Formation: Reverse Rapture

So far in this series we’ve explored some different ways of thinking about the terms heaven and hell, and how the Christian ‘gospel’ is much more focused on this life in the here and now; an earthy and grounded reality. Last time we discussed where the ‘Left Behind’ theology comes from, and how the book of Revelation is actually trying to wrestle with how to live in a world dominated by a violent empire (i.e. Rome) rather than predict all sorts of fantastical futures. In this post, our aim is to explore a few verses in the New Testament that have come to be known as rapture texts; to discuss what might really be going on in them and how our interpretation of them confronts our desire for escapism and evacuation.

 

The idea of a ‘rapture’ fits within an end-times theological framework that suggests that there will be the rise of a great Antichrist to rule the world ushering in a time of great tribulation. At this time Jesus will return, all “true believers” will be caught up into the air to meet him and taken to heaven. The tribulation will then be experienced by those “left behind”. Despite this being a common motif in the popular Christian imagination, it is only a relatively recent interpretation of some New Testament texts. In other words, ‘rapture theology’ in this form has really only been around for about 150-200 years. There are a couple of passages in particular that are often used to support this idea of a rapture:

 

1 Thess 4:16-17

 “For the Lord himself will come down from heaven, with a loud command, with the voice of the archangel and with the trumpet call of God, and the dead in Christ will rise first. After that, we who are still alive and are left will be caught up together with them in the clouds to meet the Lord in the air. And so we will be with the Lord forever.”

 

A couple of things to note here: the word used in the New Testament for Christ’s second ‘coming’ was parousia. This was a word used in the first century for when a King would enter a city.  On this passage, N.T. Wright says this: 

“First, Paul echoes the story of Moses coming down the mountain with the Torah.  The trumpet sounds, a loud voice is heard, and after a long wait Moses comes to see what’s been going on in his absence. 

Second, he echoes Daniel 7, in which “the people of the saints of the Most High” (that is, the “one like a son of man”) are vindicated over their pagan enemy by being raised up to sit with God in glory.  This metaphor, applied to Jesus in the Gospels, is now applied to Christians who are suffering persecution.

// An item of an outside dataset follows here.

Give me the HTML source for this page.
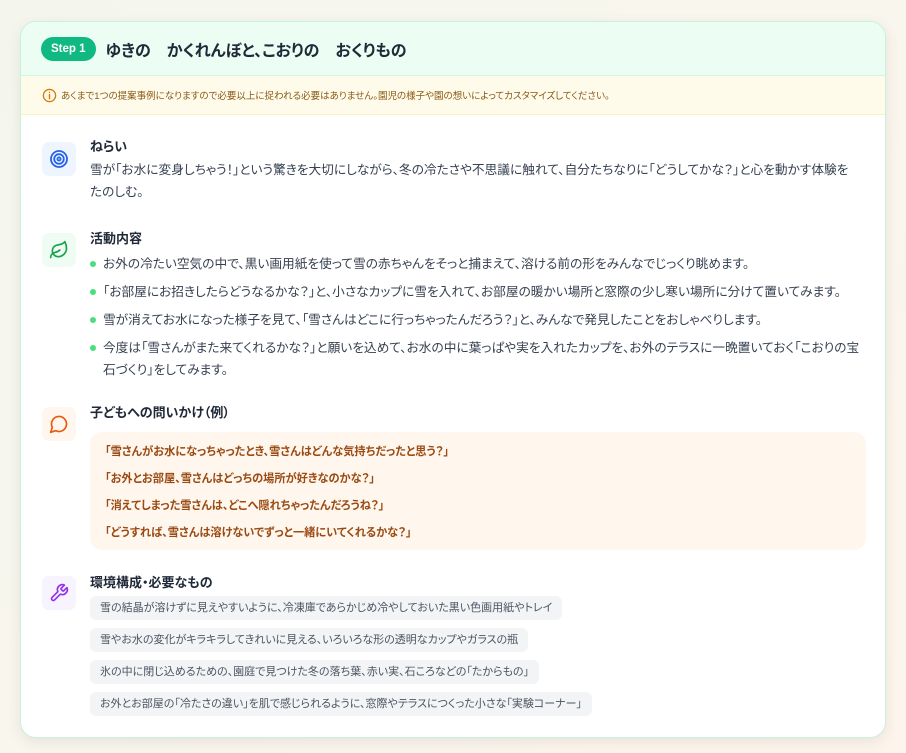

Third, Paul conjures up images of an emperor visiting a colony or province.  The citizens go out to meet him in open country and then escort him into the city.  Paul’s image of the people “meeting the Lord in the air” should be read with the assumption that the people will immediately turn around and lead the Lord back to the newly remade world.

Paul’s mixed metaphors of trumpets blowing and the living being snatched into heaven to meet the Lord are not to be understood as literal truth, as the Left Behind series suggests, but as a vivid and biblically allusive description of the great transformation of the present world of which he speaks elsewhere.”

The aim, says Wright, was to“subvert the political imagery of the dominant and dehumanizing empires of our world?” 

The other verses used to support the rapture are:

Matt 24:36-41

“But about that day or hour no one knows, not even the angels in heaven, nor the Son,but only the Father. As it was in the days of Noah, so it will be at the coming of the Son of Man. For in the days before the flood, people were eating and drinking, marrying and giving in marriage, up to the day Noah entered the ark;and they knew nothing about what would happen until the flood came and took them all away. That is how it will be at the coming of the Son of Man. Two men will be in the field; one will be taken and the other left.Two women will be grinding with a hand mill; one will be taken and the other left. 

Luke 17:30-35

“It will be just like this on the day the Son of Man is revealed. On that day no one who is on the housetop, with possessions inside, should go down to get them. Likewise, no one in the field should go back for anything. Remember Lot’s wife! Whoever tries to keep their life will lose it, and whoever loses their life will preserve it. I tell you, on that night two people will be in one bed; one will be taken and the other left. Two women will be grinding grain together; one will be taken and the other left.” 

In rapture theology, the one who is ‘taken’ is the one who is caught up to go to be in heaven with Jesus. But at the end of the Luke passage (verse 37), Jesus suggests that the one who is taken ends up in Gehenna… “where there is a dead body, there the vultures will gather” So in Jesus’ use of imagery, he suggests that the one ‘taken’ is the one who is in danger of Gehenna.  At this point we must remember that when Jesus uses Gehenna language and imagery, he’s using it as a metaphor for the state of being which is destructive, violent and ultimately leads to one’s own disintegration - not about an eternal destination!!

The emphasis, then, is on how we might be the ones who ARE left behind i.e. the ones who value this life on this earth and want to live in tune with the kingdom of heaven and not the kingdom of Hades/Gehenna.